I'm a big NFL fan and want NFL Sunday Ticket. But that's about I'll seen good about DirecTV over Dish. Is there alot of HD content on NFL Network? If so, that with the locals and ESPN games in HD should satisfy my NFL hunger. I'm not a diehard fan of any time, I just love football. Now, my wife loves the Rams but I don't think she'll want to watch many of their games this year. 

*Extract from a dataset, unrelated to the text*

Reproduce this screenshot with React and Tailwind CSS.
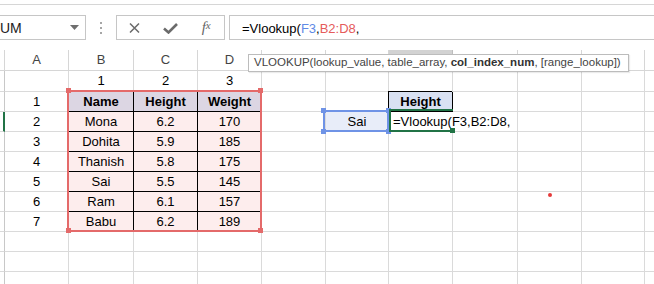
import clsx from 'clsx';

const CW = ['w-[5px]', 'w-[64px]', 'w-[65px]', 'w-[64px]', 'w-[64px]', 'w-[64px]', 'w-[63px]', 'w-[64px]', 'w-[65px]', 'w-[64px]', 'w-[63px]', 'w-[64px]'];
// letters from E onward sit under the function tooltip
const HEAD = ['', 'A', 'B', 'C', 'D', '', '', '', '', '', '', ''];

const people = [
  ['Mona', '6.2', '170'],
  ['Dohita', '5.9', '185'],
  ['Thanish', '5.8', '175'],
  ['Sai', '5.5', '145'],
  ['Ram', '6.1', '157'],
  ['Babu', '6.2', '189'],
];

function bodyCell(ri, c) {
  const cell = { text: '', cls: 'justify-center', rw: 'border-r', rc: 'border-r-[#dadada]', bc: 'border-b-[#dadada]' };
  if (c === 0) {
    cell.rc = 'border-r-[#c8c8c8]';
    if (ri === 2) {
      cell.rw = 'border-r-2';
      cell.rc = 'border-r-[#217346]';
    }
    return cell;
  }
  if (c === 1 && ri >= 1 && ri <= 7) cell.text = String(ri);
  if (ri === 0 && c >= 2 && c <= 4) cell.text = String(c - 1);
  if (ri >= 1 && ri <= 7 && c >= 2 && c <= 4) {
    cell.text = ri === 1 ? ['Name', 'Height', 'Weight'][c - 2] : people[ri - 2][c - 2];
    cell.cls += ri === 1 ? ' bg-[#dcd6e3] font-bold' : ' bg-[#fdeded]';
    if (c < 4) cell.rc = 'border-r-black';
    if (ri < 7) cell.bc = 'border-b-black';
  }
  if (ri === 1 && c === 7) {
    cell.text = 'Height';
    cell.cls += ' bg-[#d9e1f2] font-bold shadow-[-1px_-1px_0_#000]';
    cell.rc = 'border-r-black';
    cell.bc = 'border-b-black';
  }
  if (ri === 2 && c === 6) {
    cell.text = 'Sai';
    cell.cls += ' bg-[#e8edf9]';
  }
  if (ri === 2 && c === 7) {
    cell.text = '=Vlookup(F3,B2:D8,';
    cell.cls = 'justify-start pl-[4px] whitespace-nowrap overflow-visible';
    cell.rc = 'border-r-transparent';
  }
  return cell;
}

function FormulaBar() {
  return (
    <div className="h-[45px] flex items-start pt-[10px]">
      <div className="w-[86px] h-[25px] shrink-0 border border-l-0 border-[#c6c6c6] flex items-center pr-[6px]">
        <span className="flex-1 text-[14px] text-[#222] pt-[1px]">UM</span>
        <svg width="9" height="5" viewBox="0 0 9 5"><path d="M0 0h9L4.5 5z" fill="#6e6e6e" /></svg>
      </div>
      <div className="w-[30px] h-[25px] shrink-0 flex flex-col items-center justify-center gap-[3px]">
        <div className="w-[2px] h-[2px] bg-[#a6a6a6]" />
        <div className="w-[2px] h-[2px] bg-[#a6a6a6]" />
        <div className="w-[2px] h-[2px] bg-[#a6a6a6]" />
      </div>
      <div className="w-[109px] h-[25px] shrink-0 border border-[#c6c6c6] flex items-center">
        <span className="w-[36px] flex justify-center pt-[1px]">
          <svg width="11" height="10" viewBox="0 0 11 10"><path d="M1 0.5l9 9M10 0.5l-9 9" stroke="#6b6b6b" strokeWidth="1.5" /></svg>
        </span>
        <span className="w-[36px] flex justify-center pt-[1px]">
          <svg width="15" height="11" viewBox="0 0 15 11"><path d="M1 5.5l4.5 4L14 1" stroke="#6b6b6b" strokeWidth="2.6" fill="none" /></svg>
        </span>
        <span className="w-[36px] flex justify-center font-['Liberation_Serif',serif] italic text-[15px] text-[#666] leading-none">
          f<span className="text-[11px]">x</span>
        </span>
      </div>
      <div className="ml-[4px] flex-1 h-[25px] border border-r-0 border-[#c6c6c6] flex items-center text-[13px] text-black whitespace-nowrap">
        <span className="pl-[12px] pt-[2px]">
          =Vlookup(<span className="text-[#5f8ae6]">F3</span>,<span className="text-[#e55b5b]">B2:D8</span>,
        </span>
      </div>
    </div>
  );
}

function Sheet() {
  const rows = Array.from({ length: 11 }, (_, i) => i);
  return (
    <div className="flex flex-col">
      <div className="flex h-[21px]">
        {HEAD.map((h, i) => (
          <div
            key={i}
            className={clsx(
              CW[i],
              'shrink-0 h-full border-r border-b flex items-center justify-center text-[13px] text-[#444]',
              i === 7 ? 'bg-[#d2d2d2] border-r-[#bdbdbd] border-b-[#217346]' : 'border-r-[#d6d6d6] border-b-[#d6d6d6]'
            )}
          >
            {h}
          </div>
        ))}
      </div>
      {rows.map((ri) => (
        <div key={ri} className={clsx('flex', ri === 0 ? 'h-[21px]' : 'h-[20px]')}>
          {CW.map((w, c) => {
            const cell = bodyCell(ri, c);
            return (
              <div key={c} className={clsx(w, 'shrink-0 h-full border-b flex items-center text-[13px]', cell.rw, cell.rc, cell.bc, cell.cls)}>
                {cell.text}
              </div>
            );
          })}
        </div>
      ))}
    </div>
  );
}

export default function App() {
  return (
    <div className="relative w-[654px] h-[284px] overflow-hidden bg-white font-['Liberation_Sans',Arial,sans-serif] text-black">
      <div className="h-[5px] border-b border-[#d6d6d6]" />
      <FormulaBar />
      <Sheet />

      {/* table selection */}
      <div className="absolute left-[67px] top-[90px] w-[195px] h-[142px] border-2 border-[#e46a6a]" />
      <div className="absolute left-[66px] top-[88px] w-[5px] h-[5px] bg-[#e46a6a]" />
      <div className="absolute left-[258px] top-[88px] w-[5px] h-[5px] bg-[#e46a6a]" />
      <div className="absolute left-[66px] top-[228px] w-[5px] h-[5px] bg-[#e46a6a]" />
      <div className="absolute left-[258px] top-[228px] w-[5px] h-[5px] bg-[#e46a6a]" />

      {/* lookup value */}
      <div className="absolute left-[323px] top-[110px] w-[66px] h-[22px] border-2 border-[#6f93e6]" />
      <div className="absolute left-[321px] top-[108px] w-[5px] h-[5px] bg-[#6f93e6]" />
      <div className="absolute left-[386px] top-[108px] w-[5px] h-[5px] bg-[#6f93e6]" />
      <div className="absolute left-[321px] top-[129px] w-[5px] h-[5px] bg-[#6f93e6]" />
      <div className="absolute left-[386px] top-[129px] w-[5px] h-[5px] bg-[#6f93e6]" />

      {/* active cell */}
      <div className="absolute left-[389px] top-[109px] w-[64px] h-[23px] border-l-2 border-t-2 border-b-2 border-[#217346]" />
      <div className="absolute left-[450px] top-[128px] w-[5px] h-[5px] bg-[#217346]" />

      {/* function tooltip */}
      <div className="absolute left-[248px] top-[54px] w-[381px] h-[18px] border border-[#bcbcbc] bg-white pl-[5px] flex items-center whitespace-nowrap text-[11.5px] text-[#444] shadow-[1px_1px_1px_rgba(0,0,0,0.08)]">
        <span>
          VLOOKUP(lookup_value, table_array, <b className="text-[#333]">col_index_num</b>, [range_lookup])
        </span>
      </div>

      <div className="absolute left-[548px] top-[193px] w-[4px] h-[4px] rounded-full bg-[#e53a3a]" />
    </div>
  );
}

So, how's the content? Lot? Little? Scraps?


----------



## garys (Nov 4, 2005)

Some replays right now, several preseason game and 8 primetime regular season games for the upcoming season. Check www.nflnetwork.com.


----------



## UTFAN (Nov 12, 2005)

tnmg said:


> I'm straddling the fence now between keeping my cable or getting Dish or DirecTV. I suppose its like the fence post between you and the neighbors.. Anyhow..
> 
> I'm a big NFL fan and want NFL Sunday Ticket. But that's about I'll seen good about DirecTV over Dish. Is there alot of HD content on NFL Network? If so, that with the locals and ESPN games in HD should satisfy my NFL hunger. I'm not a diehard fan of any time, I just love football. Now, my wife loves the Rams but I don't think she'll want to watch many of their games this year.
> 
> So, how's the content? Lot? Little? Scraps?


Just haven't seen any actual HD programming on it yet! Maybe when they start to television games.

But pretty lame stuff all in all. Kung FU HD it ain't!


----------



## Mikey (Oct 26, 2004)

There was a replay of an NFL game of the week on in HD last Saturday night. Those games are the only things that have ever been in HD on NFL-HD since Dish started carrying it, AFAIK. I'm hoping the upcoming season will have some more HD content.


----------



## Jim5506 (Jun 7, 2004)

I saw a post somewhere that NFL Network was investing in a lot of HD equipment for studio origination ect. They plan to up the antie as soon as they can.


----------



## Stewart Vernon (Jan 7, 2005)

Now that we have NFLHD in free-preview mode on channel 287... does anyone know when an HD pre-season game is going to be on?

I am seeing the channel on my receiver tonight, and it is in Dolby 2.0 stereo... but not HD at the moment... just curious to see one of the HD preseason games if one lands during the free preview time we have in case I still haven't upgraded to a new receiver yet.


----------



## BFG (Jan 23, 2004)

saturday


----------



## Jossy122 (Dec 19, 2005)

HDMe said:


> Now that we have NFLHD in free-preview mode on channel 287... does anyone know when an HD pre-season game is going to be on?
> 
> I am seeing the channel on my receiver tonight, and it is in Dolby 2.0 stereo... but not HD at the moment... just curious to see one of the HD preseason games if one lands during the free preview time we have in case I still haven't upgraded to a new receiver yet.


The NFLnetwork.com page has the preseason schedule list of all games, mostly replays, some replays will note HD, some live pre season games will be televised and are noted as well and some of these live games will have an HD note to represent HD live.


----------



## technoguy (Sep 11, 2005)

Jossy122 said:


> The NFLnetwork.com page has the preseason schedule list of all games, mostly replays, some replays will note HD, some live pre season games will be televised and are noted as well and some of these live games will have an HD note to represent HD live.


That is right my Friend!!!


----------



## Stewart Vernon (Jan 7, 2005)

Thanks for the answers and suggestions... I took a look at the Web page, and maybe I will actually remember to sit in front of the TV for some games. I just want to take a look at how the NFL Network is going to present games.

I know they are pre-season, but since they are going to have regular season games (8 of them) this year... I figure this might be a good indicator of how they may call/present the regular season games. I didn't catch any of the preseason HD games last year as we had just gotten turned on around the last week or so I believe if memory serves me correctly.


----------



## FS1 (Jul 22, 2006)

I think they are really ramping up the HD stuff for NFL Network this season. Especially with them broadcasting eight regular season games. They're planning on airing extensive pre- and post-game programming from their studios, at the gamesite, etc., so you can expect their HD content to improve a lot this year.


----------



## garys (Nov 4, 2005)

The replay of the Bears/49ers game this afternoon is in HD.


----------